▶ _What this task involves_: Faithfully return all lines, omitting every embedded picture.

▶ _Data segment_:
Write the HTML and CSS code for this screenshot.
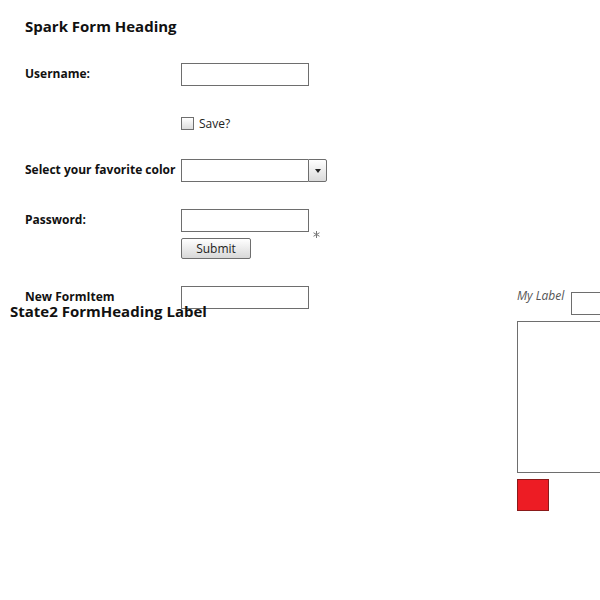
FILE: index.html
```html
<!DOCTYPE html>
<html>
<head>
<meta charset="utf-8">
<link rel="stylesheet" href="styles.css">
</head>
<body>
<div class="stage">
  <form class="form">
    <h1 class="form-heading">Spark Form Heading</h1>
    <div class="item">
      <label class="item-label">Username:</label>
      <div class="item-content"><input class="text-input" type="text"></div>
    </div>
    <div class="item item-check">
      <span class="item-label"></span>
      <div class="item-content">
        <label class="check"><span class="check-box"></span><span>Save?</span></label>
      </div>
    </div>
    <div class="item">
      <label class="item-label">Select your favorite color</label>
      <div class="item-content">
        <div class="combo"><span class="combo-field"></span><span class="combo-btn"><span class="combo-arrow"></span></span></div>
      </div>
    </div>
    <div class="item">
      <label class="item-label">Password:</label>
      <div class="item-content item-stack">
        <input class="text-input" type="password">
        <button class="btn" type="button">Submit</button>
      </div>
      <svg class="required" width="7" height="7" viewBox="0 0 7 7"><g stroke="#777" stroke-width="1"><line x1="3.5" y1="0" x2="3.5" y2="7"/><line x1="0.5" y1="1.75" x2="6.5" y2="5.25"/><line x1="0.5" y1="5.25" x2="6.5" y2="1.75"/></g></svg>
    </div>
    <div class="item">
      <label class="item-label">New FormItem</label>
      <div class="item-content"><input class="text-input" type="text"></div>
    </div>
  </form>
  <div class="state2-heading">State2 FormHeading Label</div>
  <div class="side">
    <div class="side-row">
      <span class="side-label">My Label</span>
      <input class="text-input side-input" type="text">
    </div>
    <div class="side-area"></div>
    <div class="swatch"></div>
  </div>
</div>
</body>
</html>
```
FILE: styles.css
```css
html, body {
  margin: 0;
  padding: 0;
  background: #fff;
  overflow: hidden;
}
body {
  font-family: "Open Sans", "DejaVu Sans", sans-serif;
  color: #111;
  width: 600px;
  height: 600px;
}
.stage {
  position: relative;
  width: 600px;
  height: 600px;
  overflow: hidden;
}
.form {
  padding: 16px 0 0 25px;
  display: flex;
  flex-direction: column;
  gap: 27px;
}
.form-heading {
  margin: 0;
  font-size: 15px;
  line-height: 20px;
  font-weight: 700;
  color: #111;
  height: 20px;
}
.item {
  display: flex;
  align-items: flex-start;
}
.item-label {
  width: 156px;
  font-size: 12px;
  font-weight: 700;
  line-height: 17px;
  padding-top: 2px;
  color: #111;
}
.item-content {
  display: flex;
  align-items: center;
}
.item-stack {
  flex-direction: column;
  align-items: flex-start;
  gap: 6px;
}
.text-input {
  box-sizing: border-box;
  width: 128px;
  height: 23px;
  margin: 0;
  border: 1px solid #6e6e6e;
  background: #fff;
  padding: 0 4px;
  font: inherit;
  outline: none;
}
.item-check .item-content {
  height: 19px;
}
.check {
  display: flex;
  align-items: center;
  gap: 5px;
  font-size: 12px;
  color: #222;
  line-height: 17px;
  padding-top: 1px;
}
.check-box {
  box-sizing: border-box;
  width: 13px;
  height: 13px;
  border: 1px solid #6e6e6e;
  background: linear-gradient(#ffffff, #dcdcdc);
}
.combo {
  display: flex;
  height: 23px;
}
.combo-field {
  box-sizing: border-box;
  width: 127px;
  height: 23px;
  border: 1px solid #6e6e6e;
  border-right: none;
  background: #fff;
}
.combo-btn {
  box-sizing: border-box;
  width: 19px;
  height: 23px;
  border: 1px solid #6e6e6e;
  border-radius: 0 2px 2px 0;
  background: linear-gradient(#ffffff, #dadada);
  display: flex;
  align-items: center;
  justify-content: center;
}
.combo-arrow {
  width: 0;
  height: 0;
  border-left: 3.5px solid transparent;
  border-right: 3.5px solid transparent;
  border-top: 4px solid #222;
}
.btn {
  box-sizing: border-box;
  width: 70px;
  height: 21px;
  margin: 0;
  padding: 0;
  border: 1px solid #6e6e6e;
  border-radius: 2px;
  background: linear-gradient(#ffffff, #d8d8d8);
  font-family: inherit;
  font-size: 12px;
  color: #222;
  line-height: 19px;
}
.required {
  margin: 22px 0 0 4px;
}
.state2-heading {
  position: absolute;
  left: 10px;
  top: 301px;
  font-size: 15px;
  line-height: 20px;
  font-weight: 700;
  color: #111;
}
.side {
  position: absolute;
  left: 517px;
  top: 287px;
  display: flex;
  flex-direction: column;
  gap: 6px;
}
.side-row {
  display: flex;
  align-items: flex-start;
  gap: 7px;
}
.side-label {
  font-size: 12px;
  font-style: italic;
  color: #555;
  line-height: 17px;
  white-space: nowrap;
}
.side-input {
  margin-top: 5px;
  width: 100px;
}
.side-area {
  box-sizing: border-box;
  width: 200px;
  height: 152px;
  border: 1px solid #6e6e6e;
  background: #fff;
}
.swatch {
  box-sizing: border-box;
  width: 32px;
  height: 32px;
  background: #ed1c24;
  border: 1px solid #8a1a1a;
}
```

▶ _Result for this task_:
Write the HTML and CSS code for this screenshot.
FILE: index.html
```html
<!DOCTYPE html>
<html>
<head>
<meta charset="utf-8">
<link rel="stylesheet" href="styles.css">
</head>
<body>
<div class="stage">
  <form class="form">
    <h1 class="form-heading">Spark Form Heading</h1>
    <div class="item">
      <label class="item-label">Username:</label>
      <div class="item-content"><input class="text-input" type="text"></div>
    </div>
    <div class="item item-check">
      <span class="item-label"></span>
      <div class="item-content">
        <label class="check"><span class="check-box"></span><span>Save?</span></label>
      </div>
    </div>
    <div class="item">
      <label class="item-label">Select your favorite color</label>
      <div class="item-content">
        <div class="combo"><span class="combo-field"></span><span class="combo-btn"><span class="combo-arrow"></span></span></div>
      </div>
    </div>
    <div class="item">
      <label class="item-label">Password:</label>
      <div class="item-content item-stack">
        <input class="text-input" type="password">
        <button class="btn" type="button">Submit</button>
      </div>
      <svg class="required" width="7" height="7" viewBox="0 0 7 7"><g stroke="#777" stroke-width="1"><line x1="3.5" y1="0" x2="3.5" y2="7"/><line x1="0.5" y1="1.75" x2="6.5" y2="5.25"/><line x1="0.5" y1="5.25" x2="6.5" y2="1.75"/></g></svg>
    </div>
    <div class="item">
      <label class="item-label">New FormItem</label>
      <div class="item-content"><input class="text-input" type="text"></div>
    </div>
  </form>
  <div class="state2-heading">State2 FormHeading Label</div>
  <div class="side">
    <div class="side-row">
      <span class="side-label">My Label</span>
      <input class="text-input side-input" type="text">
    </div>
    <div class="side-area"></div>
    <div class="swatch"></div>
  </div>
</div>
</body>
</html>
```
FILE: styles.css
```css
html, body {
  margin: 0;
  padding: 0;
  background: #fff;
  overflow: hidden;
}
body {
  font-family: "Open Sans", "DejaVu Sans", sans-serif;
  color: #111;
  width: 600px;
  height: 600px;
}
.stage {
  position: relative;
  width: 600px;
  height: 600px;
  overflow: hidden;
}
.form {
  padding: 16px 0 0 25px;
  display: flex;
  flex-direction: column;
  gap: 27px;
}
.form-heading {
  margin: 0;
  font-size: 15px;
  line-height: 20px;
  font-weight: 700;
  color: #111;
  height: 20px;
}
.item {
  display: flex;
  align-items: flex-start;
}
.item-label {
  width: 156px;
  font-size: 12px;
  font-weight: 700;
  line-height: 17px;
  padding-top: 2px;
  color: #111;
}
.item-content {
  display: flex;
  align-items: center;
}
.item-stack {
  flex-direction: column;
  align-items: flex-start;
  gap: 6px;
}
.text-input {
  box-sizing: border-box;
  width: 128px;
  height: 23px;
  margin: 0;
  border: 1px solid #6e6e6e;
  background: #fff;
  padding: 0 4px;
  font: inherit;
  outline: none;
}
.item-check .item-content {
  height: 19px;
}
.check {
  display: flex;
  align-items: center;
  gap: 5px;
  font-size: 12px;
  color: #222;
  line-height: 17px;
  padding-top: 1px;
}
.check-box {
  box-sizing: border-box;
  width: 13px;
  height: 13px;
  border: 1px solid #6e6e6e;
  background: linear-gradient(#ffffff, #dcdcdc);
}
.combo {
  display: flex;
  height: 23px;
}
.combo-field {
  box-sizing: border-box;
  width: 127px;
  height: 23px;
  border: 1px solid #6e6e6e;
  border-right: none;
  background: #fff;
}
.combo-btn {
  box-sizing: border-box;
  width: 19px;
  height: 23px;
  border: 1px solid #6e6e6e;
  border-radius: 0 2px 2px 0;
  background: linear-gradient(#ffffff, #dadada);
  display: flex;
  align-items: center;
  justify-content: center;
}
.combo-arrow {
  width: 0;
  height: 0;
  border-left: 3.5px solid transparent;
  border-right: 3.5px solid transparent;
  border-top: 4px solid #222;
}
.btn {
  box-sizing: border-box;
  width: 70px;
  height: 21px;
  margin: 0;
  padding: 0;
  border: 1px solid #6e6e6e;
  border-radius: 2px;
  background: linear-gradient(#ffffff, #d8d8d8);
  font-family: inherit;
  font-size: 12px;
  color: #222;
  line-height: 19px;
}
.required {
  margin: 22px 0 0 4px;
}
.state2-heading {
  position: absolute;
  left: 10px;
  top: 301px;
  font-size: 15px;
  line-height: 20px;
  font-weight: 700;
  color: #111;
}
.side {
  position: absolute;
  left: 517px;
  top: 287px;
  display: flex;
  flex-direction: column;
  gap: 6px;
}
.side-row {
  display: flex;
  align-items: flex-start;
  gap: 7px;
}
.side-label {
  font-size: 12px;
  font-style: italic;
  color: #555;
  line-height: 17px;
  white-space: nowrap;
}
.side-input {
  margin-top: 5px;
  width: 100px;
}
.side-area {
  box-sizing: border-box;
  width: 200px;
  height: 152px;
  border: 1px solid #6e6e6e;
  background: #fff;
}
.swatch {
  box-sizing: border-box;
  width: 32px;
  height: 32px;
  background: #ed1c24;
  border: 1px solid #8a1a1a;
}
```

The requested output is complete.